Afrik.com : La société civile semble être plus mobilisée que les Etats pour qui la menace que représente les APE paraît évidente ?

Caroline Dorémus-Mège : Il est vrai que la société civile est plus virulente. Cependant, les Etats aussi réagissent et expriment leur réticence. La Communauté économique des Etats de l’Afrique de l’Ouest envisage de demander un délai supplémentaire d’une année. La région Pacifique pourrait, elle, tout simplement refuser de signer ces accords. Néanmoins, aucun pays ACP n’a osé se retirer des négociations. Les organisations de la société civile ne cessent donc d’interpeller leurs Etats respectifs en Afrique et en Europe. Plusieurs actions ont été notamment menées lors de la présidence allemande de l’Union européenne.

Afrik.com : Vous mènerez ce jeudi une ultime grande action…

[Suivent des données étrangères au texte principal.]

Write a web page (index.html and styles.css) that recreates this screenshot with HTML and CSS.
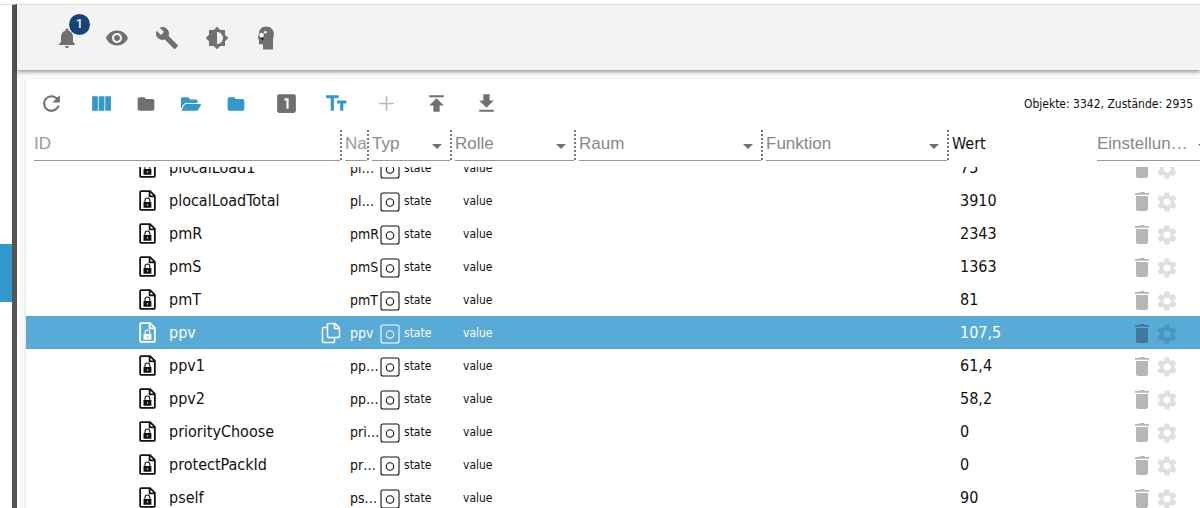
FILE: index.html
```html
<!DOCTYPE html>
<html lang="de">
<head>
<meta charset="utf-8">
<title>Objekte</title>
<link rel="stylesheet" href="styles.css">
</head>
<body>
<svg class="sprite" aria-hidden="true">
  <symbol id="bell" viewBox="0 0 24 24"><path d="M12 22c1.1 0 2-.9 2-2h-4c0 1.1.89 2 2 2zm6-6v-5c0-3.070-1.640-5.640-4.500-6.320V4c0-.83-.67-1.500-1.500-1.500s-1.500.67-1.500 1.500v.68C7.630 5.360 6 7.920 6 11v5l-2 2v1h16v-1l-2-2z"/></symbol>
  <symbol id="eye" viewBox="0 0 24 24"><path d="M12 4.500C7 4.500 2.730 7.610 1 12c1.730 4.390 6 7.500 11 7.500s9.270-3.110 11-7.500c-1.730-4.390-6-7.500-11-7.500zM12 17c-2.760 0-5-2.240-5-5s2.240-5 5-5 5 2.240 5 5-2.240 5-5 5zm0-8c-1.660 0-3 1.340-3 3s1.340 3 3 3 3-1.340 3-3-1.340-3-3-3z"/></symbol>
  <symbol id="wrench" viewBox="0 0 24 24"><path d="M22.700 19l-9.100-9.100c.9-2.300.4-5-1.500-6.900-2-2-5-2.400-7.400-1.300L9 6 6 9 1.600 4.700C.4 7.100.9 10.100 2.900 12.100c1.900 1.900 4.600 2.400 6.900 1.500l9.100 9.100c.4.4 1 .4 1.400 0l2.300-2.300c.5-.4.5-1.100.1-1.400z"/></symbol>
  <symbol id="bright" viewBox="0 0 24 24"><path d="M20 15.310L23.310 12 20 8.690V4h-4.690L12 .69 8.690 4H4v4.690L.69 12 4 15.310V20h4.690L12 23.310 15.310 20H20v-4.690zM12 18V6c3.310 0 6 2.690 6 6s-2.690 6-6 6z"/></symbol>
  <symbol id="head" viewBox="0 0 24 24"><path d="M11.300.5C7 .5 3.900 3.300 3.900 7.500L2.700 12.600l1.200.7V17c0 .9.500 1.300 1.300 1.300H8V23.400h10V12.800c.6-1.400.9-3 .9-4.700C18.900 3.700 15.700.5 11.300.5z"/><circle cx="6.600" cy="9" r="2.300" fill="#fff"/><circle cx="10.400" cy="6.200" r="1.200" fill="#fff"/><circle cx="7.400" cy="13" r="1.200" fill="#222"/></symbol>
  <symbol id="refresh" viewBox="0 0 24 24"><path d="M17.650 6.350C16.200 4.900 14.210 4 12 4c-4.420 0-7.990 3.580-7.990 8s3.570 8 7.990 8c3.730 0 6.840-2.550 7.730-6h-2.080c-.82 2.330-3.040 4-5.650 4-3.310 0-6-2.690-6-6s2.690-6 6-6c1.660 0 3.140.69 4.220 1.780L13 11h7V4l-2.350 2.350z"/></symbol>
  <symbol id="columns" viewBox="0 0 24 24"><path d="M3 5h5.500v14H3zM9.300 5h5.500v14H9.300zM15.600 5h5.500v14h-5.500z"/></symbol>
  <symbol id="folder" viewBox="0 0 24 24"><path d="M10 4H4c-1.100 0-1.990.9-1.990 2L2 18c0 1.100.9 2 2 2h16c1.100 0 2-.9 2-2V8c0-1.100-.9-2-2-2h-8l-2-2z"/></symbol>
  <symbol id="folder-open" viewBox="0 0 576 512"><path d="M572.700 292.100L500.300 416.200A64 64 0 0 1 445 448H45.100c-18.500 0-30-20.100-20.700-36.100l72.400-124.100A64 64 0 0 1 152 256h400c18.500 0 30 20.100 20.700 36.100zM152 224h328v-48c0-26.500-21.500-48-48-48H272l-64-64H48C21.500 64 0 85.500 0 112v278.100l69.100-118.400C86.200 242.300 118 224 152 224z"/></symbol>
  <symbol id="one" viewBox="0 0 24 24"><path d="M19 3H5c-1.100 0-2 .9-2 2v14c0 1.100.9 2 2 2h14c1.100 0 2-.9 2-2V5c0-1.100-.9-2-2-2zm-5 14h-2V9h-2V7h4v10z"/></symbol>
  <symbol id="size" viewBox="0 0 24 24"><path d="M2 4v3h4.500v12h3V7H14V4H2zm19.500 5h-9v3h3v7h3v-7h3V9z"/></symbol>
  <symbol id="plus" viewBox="0 0 24 24"><path d="M19 12.800h-6.200V19h-1.600v-6.200H5v-1.600h6.200V5h1.600v6.200H19z"/></symbol>
  <symbol id="upload" viewBox="0 0 24 24"><path d="M5 4v2h14V4H5zm0 10h4v6h6v-6h4l-7-7-7 7z"/></symbol>
  <symbol id="download" viewBox="0 0 24 24"><path d="M19 9h-4V3H9v6H5l7 7 7-7zM5 18v2h14v-2H5z"/></symbol>
  <symbol id="file-lock" viewBox="0 0 16 20"><path d="M2 1H10.500l4.500 4.500V18a1 1 0 0 1-1 1H2a1 1 0 0 1-1-1V2a1 1 0 0 1 1-1zM10 1v5h5" fill="none" stroke="currentColor" stroke-width="1.700"/><path d="M5.600 12V9.900a2.300 2.300 0 0 1 4.600 0V12" fill="none" stroke="currentColor"/><path fill-rule="evenodd" d="M4.200 11.500h7.500v5.500H4.200zM7.400 13.600h1.200v1.200H7.400z"/></symbol>
  <symbol id="state" viewBox="0 0 20 20"><rect x="1" y="1" width="18" height="18" rx="2" fill="none" stroke="currentColor" stroke-width="1.100"/><circle cx="10" cy="10.500" r="3.700" fill="none" stroke="currentColor" stroke-width="1.100"/></symbol>
  <symbol id="copy" viewBox="0 0 20 22"><path d="M7.500 1.500H14l4.500 4.500v8.500a1 1 0 0 1-1 1h-10a1 1 0 0 1-1-1v-12a1 1 0 0 1 1-1zM13.500 1.500v5h5M6.500 5.500h-4a1 1 0 0 0-1 1v13a1 1 0 0 0 1 1h10a1 1 0 0 0 1-1v-4" fill="none" stroke="currentColor" stroke-width="1.500"/></symbol>
  <symbol id="trash" viewBox="0 0 24 24"><path d="M6 19c0 1.100.9 2 2 2h8c1.100 0 2-.9 2-2V6H6v13zM19 3h-4l-1-1h-4l-1 1H5v1.700h14z"/></symbol>
  <symbol id="gear" viewBox="0 0 24 24"><path d="M19.140 12.940c.04-.3.060-.61.060-.94s-.02-.64-.07-.94l2.030-1.580c.18-.14.23-.41.12-.61l-1.920-3.320c-.12-.22-.37-.29-.59-.22l-2.390.96c-.5-.38-1.030-.7-1.620-.94l-.36-2.540c-.04-.24-.24-.41-.48-.41h-3.840c-.24 0-.43.17-.47.41l-.36 2.540c-.59.24-1.130.57-1.620.94l-2.390-.96c-.22-.08-.47 0-.59.22L2.740 8.870c-.12.21-.08.47.12.61l2.030 1.580c-.05.3-.09.63-.09.94s.02.64.07.94l-2.030 1.580c-.18.14-.23.41-.12.61l1.920 3.320c.12.22.37.29.59.22l2.390-.96c.5.38 1.030.7 1.620.94l.36 2.540c.05.24.24.41.48.41h3.840c.24 0 .44-.17.47-.41l.36-2.540c.59-.24 1.130-.56 1.620-.94l2.390.96c.22.08.47 0 .59-.22l1.920-3.320c.12-.22.07-.47-.12-.61l-2.010-1.580zM12 15.600c-1.980 0-3.600-1.620-3.600-3.600s1.620-3.600 3.600-3.600 3.600 1.620 3.600 3.600-1.620 3.600-3.600 3.600z"/></symbol>
</svg>
<div class="app">
  <nav class="drawer" aria-label="Menü"><a class="drawer-active" href="#objects" aria-label="Objekte"></a></nav>
  <main class="main">
    <header class="appbar">
      <button class="bar-btn" aria-label="Benachrichtigungen"><svg class="i-bar"><use href="#bell"/></svg><span class="badge">1</span></button>
      <button class="bar-btn" aria-label="Ansicht"><svg class="i-bar"><use href="#eye"/></svg></button>
      <button class="bar-btn" aria-label="Systemeinstellungen"><svg class="i-bar"><use href="#wrench"/></svg></button>
      <button class="bar-btn" aria-label="Farbschema"><svg class="i-bar"><use href="#bright"/></svg></button>
      <button class="bar-btn" aria-label="Expertenmodus"><svg class="i-bar"><use href="#head"/></svg></button>
    </header>
    <section class="panel">
      <div class="toolbar">
        <button class="tool" aria-label="Aktualisieren"><svg class="i-tool"><use href="#refresh"/></svg></button>
        <button class="tool blue" aria-label="Spalten"><svg class="i-tool"><use href="#columns"/></svg></button>
        <button class="tool narrow" aria-label="Alle zuklappen"><svg class="i-folder"><use href="#folder"/></svg></button>
        <button class="tool narrow blue" aria-label="Alle aufklappen"><svg class="i-folder"><use href="#folder-open"/></svg></button>
        <button class="tool narrow blue" aria-label="Eine Ebene zuklappen"><svg class="i-folder"><use href="#folder"/></svg></button>
        <button class="tool" aria-label="Eine Ebene aufklappen"><svg class="i-tool"><use href="#one"/></svg></button>
        <button class="tool blue" aria-label="Namen anzeigen"><svg class="i-tool"><use href="#size"/></svg></button>
        <button class="tool off" aria-label="Hinzufügen" disabled><svg class="i-tool"><use href="#plus"/></svg></button>
        <button class="tool" aria-label="Importieren"><svg class="i-tool"><use href="#upload"/></svg></button>
        <button class="tool" aria-label="Exportieren"><svg class="i-tool"><use href="#download"/></svg></button>
        <span class="count">Objekte: 3342, Zustände: 2935</span>
      </div>
      <div class="filters">
        <div class="filter"><input class="field" aria-label="ID" placeholder="ID"></div>
        <div class="filter"><input class="field" aria-label="Name" placeholder="Name"></div>
        <div class="filter"><select class="field" aria-label="Typ"><option>Typ</option></select></div>
        <div class="filter"><select class="field" aria-label="Rolle"><option>Rolle</option></select></div>
        <div class="filter"><select class="field" aria-label="Raum"><option>Raum</option></select></div>
        <div class="filter"><select class="field" aria-label="Funktion"><option>Funktion</option></select></div>
        <div class="label">Wert</div>
        <div class="filter last"><select class="field" aria-label="Einstellungen"><option>Einstellun…</option></select></div>
      </div>
      <div class="list">
        <table class="objects">
          <colgroup><col><col class="c-name"><col class="c-type"><col class="c-role"><col class="c-value"><col class="c-actions"></colgroup>
          <tbody id="rows"></tbody>
        </table>
      </div>
    </section>
  </main>
</div>
<script src="rows.js"></script>
</body>
</html>
```
FILE: rows.js
```js
const rows = [
  ["plocalLoad1", "pl…", "75"],
  ["plocalLoadTotal", "pl…", "3910"],
  ["pmR", "pmR", "2343"],
  ["pmS", "pmS", "1363"],
  ["pmT", "pmT", "81"],
  ["ppv", "ppv", "107,5"],
  ["ppv1", "pp…", "61,4"],
  ["ppv2", "pp…", "58,2"],
  ["priorityChoose", "pri…", "0"],
  ["protectPackId", "pr…", "0"],
  ["pself", "ps…", "90"]
];
const icon = (id, cls) => `<svg class="${cls}"><use href="#${id}"/></svg>`;
document.getElementById("rows").innerHTML = rows.map(([id, name, value]) => {
  const selected = id === "ppv";
  const copy = selected ? `<button class="copy" aria-label="ID kopieren">${icon("copy", "i-copy")}</button>` : "";
  return `<tr class="row${selected ? " selected" : ""}">
    <td><div class="id">${icon("file-lock", "i-file")}<span>${id}</span>${copy}</div></td>
    <td class="name">${name}</td>
    <td><div class="type">${icon("state", "i-state")}<span>state</span></div></td>
    <td class="role">value</td>
    <td class="value">${value}</td>
    <td><div class="actions"><button class="act" aria-label="${id} löschen">${icon("trash", "i-act")}</button><button class="act faint" aria-label="${id} konfigurieren">${icon("gear", "i-act")}</button></div></td>
  </tr>`;
}).join("");
```
FILE: styles.css
```css
* { box-sizing: border-box; }
body {
  margin: 0;
  font-family: Tahoma, "DejaVu Sans Condensed", "Noto Sans", sans-serif;
  font-size: 16px;
  color: #111;
  background: #fff;
}
button {
  border: 0;
  padding: 0;
  background: none;
  color: inherit;
  display: flex;
  align-items: center;
  justify-content: center;
}
svg { fill: currentColor; display: block; flex: none; }
.sprite { width: 0; height: 0; position: absolute; }
.app {
  display: flex;
  height: 100vh;
  padding-top: 4px;
  overflow: hidden;
}
.drawer {
  flex: none;
  width: 17px;
  border-top: 1px solid #ddd;
  border-right: 5px solid #555;
  padding-top: 239px;
}
.drawer-active { display: block; height: 58px; background: #3399cc; }
.main {
  flex: 1;
  min-width: 0;
  display: flex;
  flex-direction: column;
  background: #fafafa;
}
.appbar {
  flex: none;
  height: 66px;
  padding-left: 25px;
  display: flex;
  align-items: center;
  background: #f3f3f3;
  color: #707070;
  border-top: 1px solid #ddd;
  box-shadow: 0 2px 4px rgba(0, 0, 0, .4);
}
.bar-btn { position: relative; width: 50px; height: 50px; }
.i-bar { width: 24px; height: 24px; }
.badge {
  position: absolute;
  top: 1px;
  right: 2px;
  width: 21px;
  line-height: 21px;
  border-radius: 50%;
  background: #164477;
  color: #fff;
  font-family: Roboto, sans-serif;
  font-size: 12px;
  font-weight: 500;
}
.panel {
  flex: 1;
  min-height: 0;
  margin: 9px 0 0 9px;
  display: flex;
  flex-direction: column;
  background: #fff;
  box-shadow: 0 1px 3px rgba(0, 0, 0, .2);
  border-radius: 4px 0 0 0;
}
.toolbar {
  flex: none;
  height: 49px;
  display: flex;
  align-items: center;
  color: #707070;
}
.tool { width: 50px; height: 48px; }
.narrow { width: 45px; justify-content: flex-start; padding-left: 10px; }
.blue { color: #3399cc; }
.off { color: #bbb; }
.i-tool { width: 25px; height: 25px; }
.i-folder { width: 20px; height: 20px; }
.count { margin-left: auto; padding-right: 7px; font-size: 12px; color: #111; }
.filters {
  flex: none;
  display: grid;
  grid-template-columns: minmax(60px, 1fr) 27px 83px 124px 187px 186px 145px 119px;
  margin: 2px -16px 0 8px;
  height: 31px;
}
.filter { display: flex; min-width: 0; }
.filter::after {
  content: "";
  flex: none;
  height: 30px;
  margin-right: 3px;
  border-left: 2px dotted #777;
}
.last::after { display: none; }
.field {
  flex: 1;
  min-width: 0;
  width: 0;
  padding: 0 0 3px;
  border: 0;
  border-bottom: 1px solid #999;
  border-radius: 0;
  background: none;
  color: #888;
  font: 17px "Liberation Sans", Arial, sans-serif;
  appearance: none;
}
.field::placeholder { color: #999; }
select.field {
  background: url("data:image/svg+xml,%3Csvg xmlns='http://www.w3.org/2000/svg' viewBox='0 0 10 5'%3E%3Cpath d='M0 0h10L5 5z' fill='%23707070'/%3E%3C/svg%3E") no-repeat right 8px top 14px / 10px 5px;
}
.label { line-height: 28px; }
.list { flex: 1; min-height: 0; margin-top: 6px; overflow: hidden; }
.objects {
  width: 100%;
  table-layout: fixed;
  border-collapse: collapse;
  margin-top: -16px;
}
.c-name { width: 30px; }
.c-type { width: 83px; }
.c-role { width: 497px; }
.c-value { width: 170px; }
.c-actions { width: 70px; }
td { padding: 0; height: 33px; }
.id { display: flex; align-items: center; padding-left: 113px; }
.i-file { width: 17px; height: 21px; margin-right: 13px; }
.name { font-size: 14px; overflow: hidden; white-space: nowrap; }
.copy { margin-left: auto; margin-right: 9px; }
.i-copy { width: 20px; height: 22px; }
.type { display: flex; align-items: center; gap: 4px; font-size: 12px; }
.i-state { width: 20px; height: 20px; margin-top: 2px; }
.role { font-size: 12px; }
.actions { display: flex; gap: 1px; padding-top: 2px; }
.act { color: #000; opacity: .28; width: 24px; height: 24px; }
.faint { opacity: .12; }
.i-act { width: 24px; height: 24px; }
.selected { background: #58abd7; color: #fff; }
```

Caroline Dorémus-Mège : Les organisations de la société civile d’Europe et des Etats ACP ont décidé au dernier Forum social de Nairobi d’une dernière grande mobilisation, avant l’échéance de décembre, ce jeudi 27 septembre . Une date symbolique qui marque le cinquième anniversaire du lancement des négociations relatives aux APE. Plus de deux cents ONG de 40 pays se sont donnés rendez-vous un peu partout dans ces deux régions pour dénoncer l’iniquité des APE. A côté de revendications plus générales, Oxfam propose qu’au lieu de se fixer sur la date butoir du 31 décembre 2007, une période transitoire soit mise en place. Elle équivaudrait à opter pour une version améliorée du Système préférentiel d’accès au marché de l’Union Européenne baptisé GSP+. L’Union européenne préserverait ainsi le régime préférentiel dont bénéficient les pays ACP tout en respectant les règles érigées par l’OMC, et sans leur imposer l’ouverture de leur marché.